Learn and adapt. Follow the accounting rules and use them to help your nonprofit grow and make a bigger impact. Stay open to learning new things and changing how you do things when the rules or best practices change.
This way, your organization can keep doing great work in the community for a long time.
Next, check out our articles on bookkeeping vs. accounting, 14 common accounting errors and how to avoid them, and understanding journal entries in accounting.
FAQ: Nonprofit accounting
Here's some answers to commonly asked questions about nonprofit accounting.
Is accrual better for nonprofits?
Accrual accounting records income when earned and expenses when incurred, regardless of cash movement. This gives a complete view of your nonprofit’s finances, including what you owe and are owed. Cash basis accounting records cash movements only, offering a simpler financial snapshot. For nonprofits, accrual is usually better because it shows a clearer financial status, which is key for transparency and accountability.
What are key nonprofit financial statements?
Nonprofits use four main financial statements: the Statement of Financial Position, Statement of Activities, Statement of Functional Expenses, and Statement of Cash Flows. They show your assets, liabilities, revenue, expenses by function, and cash flow. These are vital for showing how funds are used, ensuring accountability to donors, managing money well, and staying compliant with financial rules.
How can a nonprofit manage fund restrictions?

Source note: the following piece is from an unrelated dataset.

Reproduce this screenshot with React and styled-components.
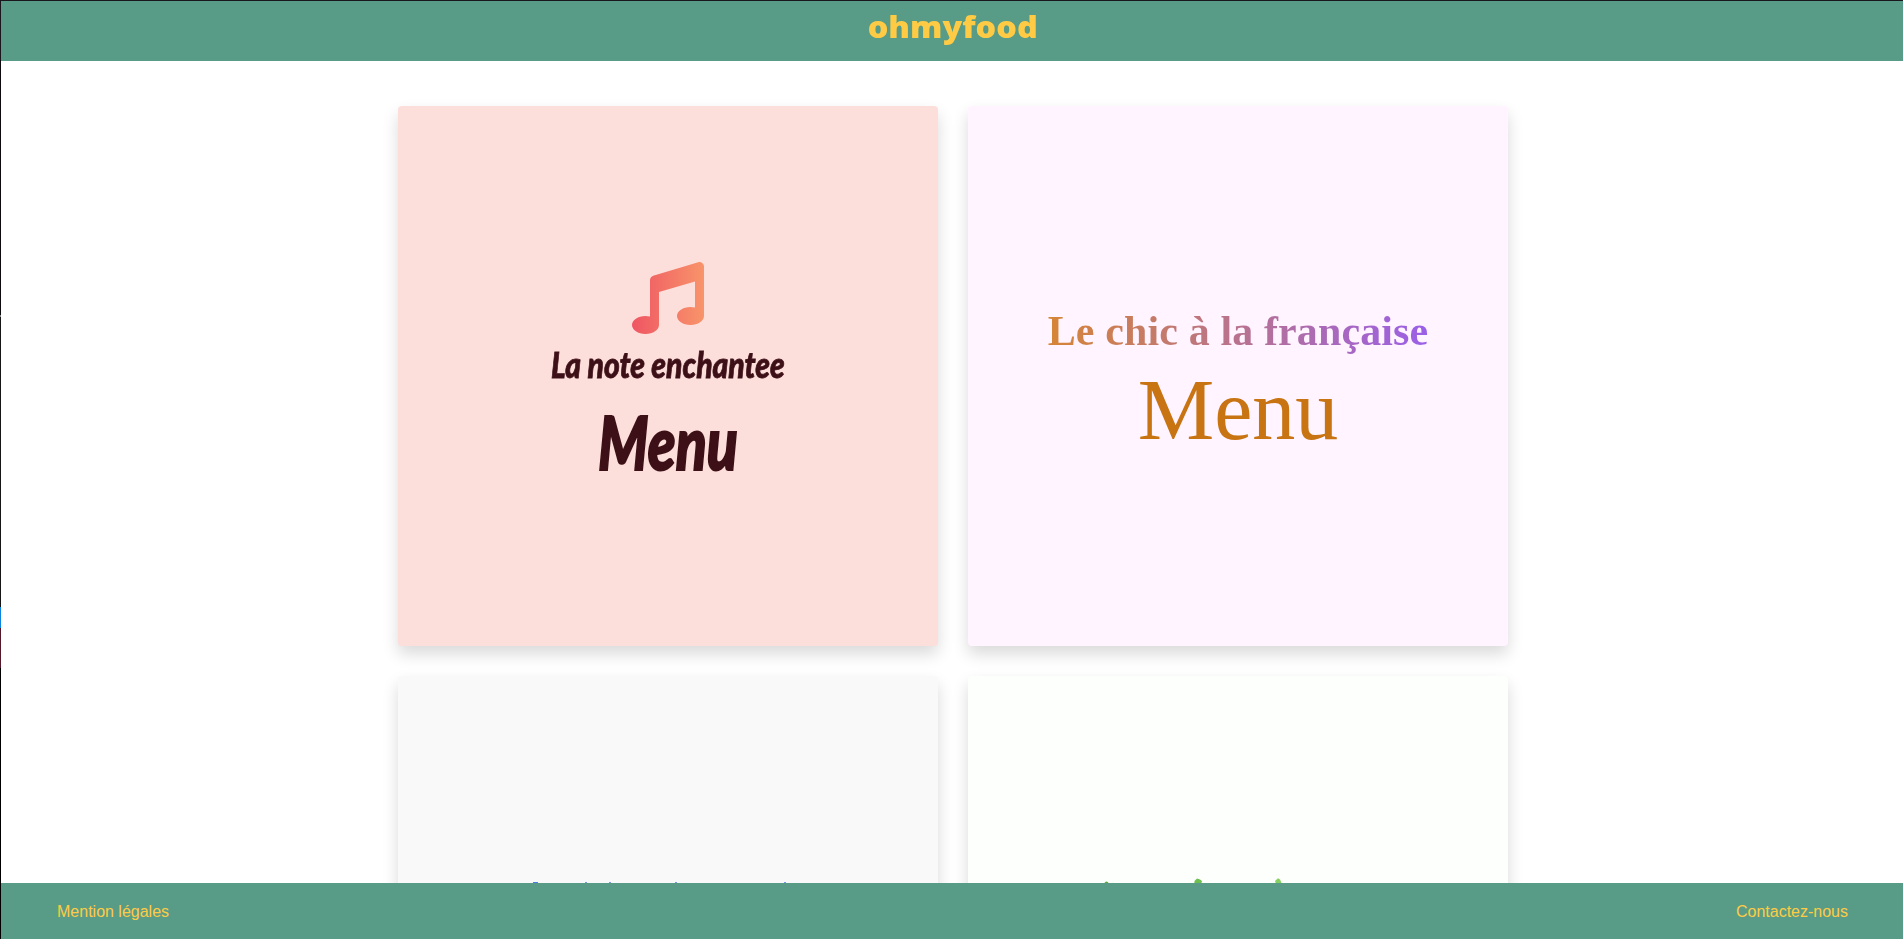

To manage fund restrictions and comply with donor wishes, use a good accounting system to track funds by use. Document donation terms clearly, separate restricted and unrestricted funds, and regularly check financial reports to make sure restricted funds are used as intended. Keep donors updated on how you use their money to build trust. Regular audits help verify you’re following fund restrictions and identify improvement areas.